“If art keeps repeating itself, it becomes craftsmanship," he said. "Your expressivity cannot flourish if you are doing something that has already been done or seen.” The post-war Italian art environment was bustling and provocative. Spatialism was fueling innovation, boldness, and ambition. The Italian economic boom was underway. Almaviva’s artistic adventure had begun.
Almaviva arrived in Milan in the late 1950s to pursue his artistic career but also to find out more about his father, the sculptor Armando Vassallo (1892-1952) who, after refusing to embrace the dictates on art imposed by Fascism, was excluded from exhibition circuits. Almaviva's own mistrust towards official recognition and institutions might stem from his father’s struggles, but also from the awareness that an artist is not necessarily defined by others. The need to find his own voice, outside of labels and influence from other artists, pushed Almaviva to welcome the urge for innovation found in the Milanese art circles of the 1960s.

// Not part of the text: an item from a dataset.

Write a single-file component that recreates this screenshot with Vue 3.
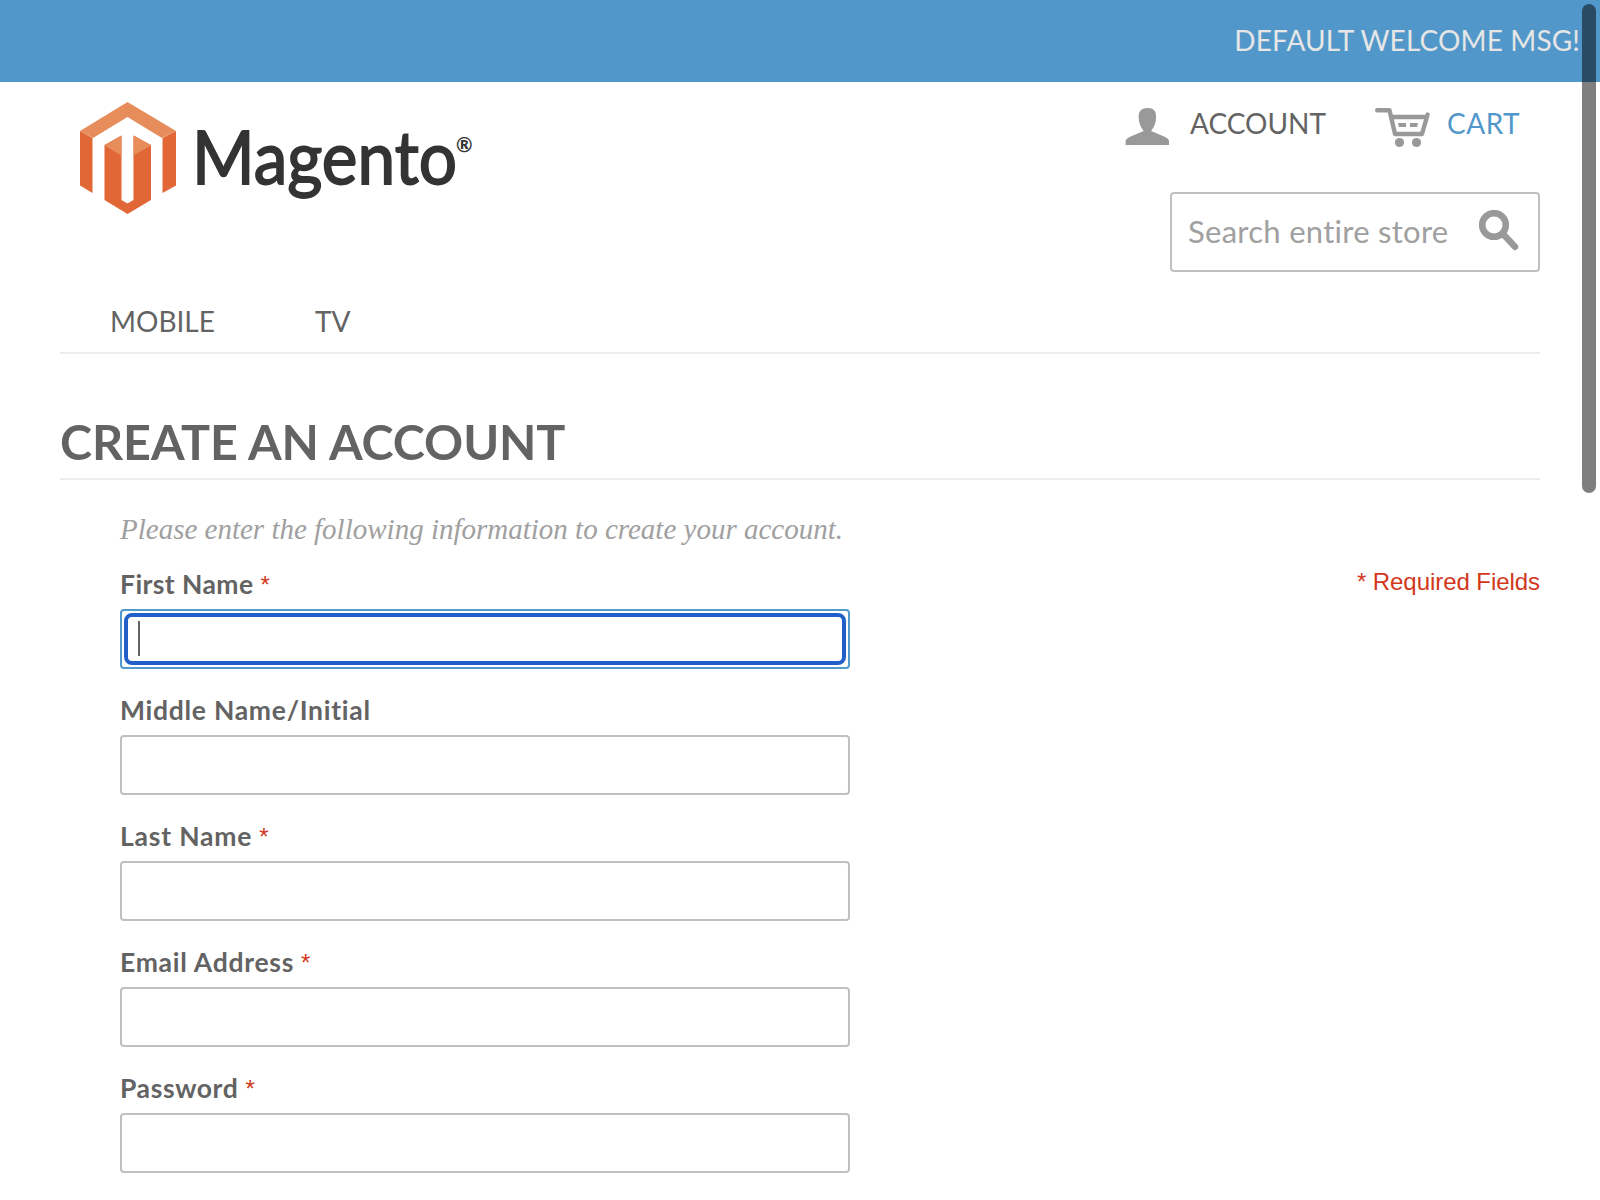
<script setup>
const fields = [
  { id: 'firstname', label: 'First Name', required: true, focused: true },
  { id: 'middlename', label: 'Middle Name/Initial', required: false },
  { id: 'lastname', label: 'Last Name', required: true },
  { id: 'email', label: 'Email Address', required: true },
  { id: 'password', label: 'Password', required: true },
]
</script>

<template>
  <div class="page">
    <div class="topbar"><span class="welcome">DEFAULT WELCOME MSG!</span></div>
    <header class="header">
      <svg class="logo" width="400" height="120" viewBox="0 0 400 120">
        <path fill="#e78c5b" d="M0 29 47.500 0 96 29 82 36 47.500 15 13 36z" />
        <path fill="#e16736" d="M0 29 12.500 36V91L0 83.500zM96 29 82.500 36V91L96 83.500z" />
        <path fill="#e16736" d="M24.500 43 41.500 33.500V98L47.500 101.500 53.500 98V33.500L71 43V98L47.500 112 24.500 98z" />
        <path fill="#e78c5b" d="M24.500 43.500 41.500 33.500V53.500zM71 43.500 53.500 33.500V53.500z" />
        <text x="112" y="82" class="brand" textLength="265" lengthAdjust="spacingAndGlyphs">Magento</text>
        <text x="376" y="50" class="reg">®</text>
      </svg>
      <div class="tools">
        <nav class="links">
          <a class="link account">
            <svg width="44" height="38" viewBox="-0.600 0 44 38"><path fill="#999" d="M22 0c6 0 8.500 3 8.500 8.500 0 6-2 11-5 14.500l13 5.500c3.500 1.700 5 3 5 5V37H0v-3.500c0-2 1.500-3.300 5-5L18 23c-3-3.500-5-8.500-5-14.500C13 3 16 0 22 0z" /></svg>
            <span>ACCOUNT</span>
          </a>
          <a class="link cart">
            <svg width="55" height="40" viewBox="0 0 55 40">
              <path fill="none" stroke="#999" stroke-width="4.400" stroke-linecap="round" stroke-linejoin="round" d="M2.200 2.200H14.500L20 26H47L52.600 6.500M16 9H51" />
              <path fill="#999" d="M23 15h8v4h-7zM35 15h8l-1 4h-7z" />
              <circle cx="24.500" cy="34.500" r="4.600" fill="#999" />
              <circle cx="41.500" cy="34.500" r="4.600" fill="#999" />
            </svg>
            <span>CART</span>
          </a>
        </nav>
        <div class="search">
          <span>Search entire store</span>
          <svg width="40" height="41" viewBox="0 0 40 41"><circle cx="15" cy="15" r="11.800" fill="none" stroke="#999" stroke-width="6.600" /><path d="M24 24 36 36.800" stroke="#999" stroke-width="6.500" stroke-linecap="round" /></svg>
        </div>
      </div>
    </header>
    <nav class="nav"><a>MOBILE</a><a>TV</a></nav>
    <main>
      <h1>CREATE AN ACCOUNT</h1>
      <div class="body">
        <form class="form">
          <p class="intro">Please enter the following information to create your account.</p>
          <div v-for="f in fields" :key="f.id" class="field" :class="f.id">
            <label><span>{{ f.label }}</span><em v-if="f.required">*</em></label>
            <div class="input" :class="{ focused: f.focused }"><div v-if="f.focused" class="ring"><i class="caret"></i></div></div>
          </div>
        </form>
        <p class="required">* Required Fields</p>
      </div>
    </main>
    <div class="scrollbar"></div>
  </div>
</template>

<style>
body { margin: 0; background: #fff; overflow: hidden; }
</style>
<style scoped>
* { box-sizing: border-box; }
.page { position: relative; width: 1600px; height: 1200px; overflow: hidden; background: #fff; color: #636363; font-family: Lato, "Liberation Sans", sans-serif; font-variant-ligatures: none; }
.topbar { height: 82px; background: #5297c9; display: flex; justify-content: flex-end; padding: 20px 20px 0 0; font-size: 28px; line-height: 40px; letter-spacing: .14px; color: #e6e6e6; }
.header { display: flex; justify-content: space-between; height: 210px; padding: 20px 60px 0 80px; }
.logo { display: block; }
.brand { font: 73px Lato, sans-serif; fill: #333; stroke: #333; stroke-width: 1.8px; }
.reg { font: bold 20px Lato, sans-serif; fill: #333; }
.tools { width: 415px; display: flex; flex-direction: column; align-items: flex-end; }
.links { width: 415px; height: 90px; display: flex; padding-top: 6px; }
.link { display: flex; font-size: 28px; line-height: 30px; }
.link svg { flex: none; }
.account { width: 250px; gap: 21px; }
.cart { gap: 17px; letter-spacing: .5px; color: #5297c9; }
.search { width: 370px; height: 80px; border: 2px solid #c0c0c0; border-radius: 4px; display: flex; justify-content: space-between; padding: 16px 19px 0 16px; font-size: 31px; line-height: 43px; letter-spacing: .28px; color: #a0a0a0; }
.nav { margin: 0 60px; height: 62px; border-bottom: 2px solid #ededed; padding: 8px 0 0 50px; display: flex; gap: 100px; font-size: 28px; line-height: 42px; }
main { margin: 0 60px; }
h1 { margin: 0; height: 126px; padding-top: 58px; border-bottom: 2px solid #ededed; font-size: 48.5px; line-height: 58px; font-weight: 700; letter-spacing: -.08px; }
.body { display: flex; justify-content: space-between; }
.form { width: 730px; margin-left: 60px; }
.intro { margin: 0; height: 87px; padding-top: 29px; font: italic 29px/40px "Liberation Serif", serif; color: #a0a0a0; white-space: nowrap; }
.field { height: 126px; }
label { display: flex; height: 42px; line-height: 35px; font-size: 26.5px; font-weight: 700; }
.firstname label { letter-spacing: .41px; }
.middlename label { letter-spacing: .72px; }
.lastname label { letter-spacing: .8px; }
.email label { letter-spacing: .73px; }
.password label { letter-spacing: .6px; }
em { font: 24px/35px "Liberation Sans", sans-serif; letter-spacing: 0; color: #d2371c; margin-left: 7px; }
.input { height: 60px; border: 2px solid #c0c0c0; border-radius: 4px; padding: 2px; }
.focused { border-color: #5299cc; }
.ring { height: 52px; border: 4px solid #215fc9; border-radius: 8px; padding: 4px 10px; }
.caret { display: block; width: 2px; height: 35px; background: #636363; }
.required { margin: 0; padding-top: 84px; font: 24px/36px "Liberation Sans", sans-serif; letter-spacing: -.06px; color: #d2371c; }
.scrollbar { position: absolute; left: 1582px; top: 4px; width: 14px; height: 489px; border-radius: 7px; background: rgba(0,0,0,.5); }
</style>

This urge was shared among all the artists who recognized themselves as Spatialists. When the critic Giorgio Kaisserlian declared that, after Fontana’s actions, painting was dead, Almaviva was just at the beginning of his career as a painter. It was a substantial blow. How could one resuscitate an art that had been deprived of its essence—the canvas? Yet, many artists decided to distance themselves from the canvas and, consequently, from their identity as painters. They wanted to be known as aesthetic operators.